I have been ill at ease ever since I learned the identity of the young woman who was killed in Fargo on November 23rd in the double murder perpetrated by David Stevens. That young woman was Sam Wickenheiser, a young woman I came to know back when she was a happy and energetic grade school child. Sam and her sister Jasmine were in my sign language group Kindred Spirits when I lived in Kindred and worked at Kindred School as a sign language interpreter. My memories of Sam are of a young girl who was a beaming source of unbridled joy. She was a bright light with so much love to give and an indomitable spirit.
Sam was 23 when she was murdered by David Stevens (age 35), the father of her two young children. From what I understand of this man he has a long history of mental health and substance abuse issues. He is, simply put, bad news.
The last time I saw Sam was well over a decade ago. Her life took many twists and turns since the days when I knew her. She got involved with the wrong guy and that ultimately was the death of her. Plenty of folks end up in rough places in their lives – places that can change their life trajectory – but, they typically have at least an opportunity to put their past behind them and turn their life around. It bothers me that Sam was not given the chance to turn the corner. It bothers me that the joy that lived in the child has been snuffed out before she could fully realize her potential as an adult.
It makes me ill at ease when I see how small choices and decisions in a young person’s life can result in dramatic consequences. I am reminded of the fragility of resilience for the already vulnerable. I think about the moments that if unwound might have resulted in a different outcome. It cannot be that the life of the child I knew was always going to end like this – at the hands of a violent man who professed to love her.
I have known others like Sam whose lives have ended tragically. Each time there were small choices and decisions that made them more vulnerable. In some cases there were signs that danger was near and in other cases it was only clear in retrospect. But in all cases the loss was tragic and left me feeling like the universe was set off balance a bit by the loss.
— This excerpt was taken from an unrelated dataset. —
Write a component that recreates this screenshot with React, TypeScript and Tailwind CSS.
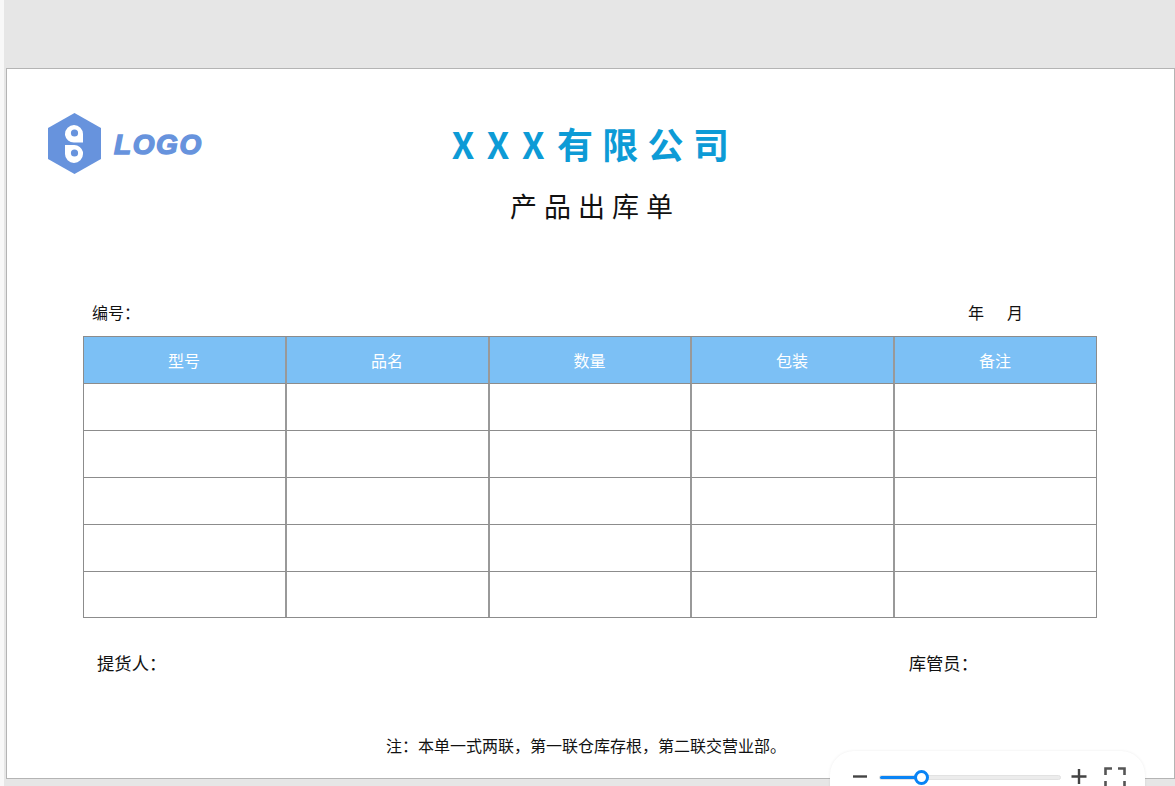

Sam was a lovely girl. She should have had the opportunity to move past the choices and decisions she regretted…she should have had the opportunity to live the life that she would have grown into…she should have had more time on this planet. But Sam was murdered at her home by a violent man who professed to love her. Her story should not have ended like that.
I am not one to scrub my mind of such things. Such losses remain in my psyche. I will see the kind of joy I saw in Sam in other children and I will wonder where life will take them in a decade. I will silently pray that all those small choices and decisions that may put them in harm’s way find their way into their middle-aged stories about youthful mistakes.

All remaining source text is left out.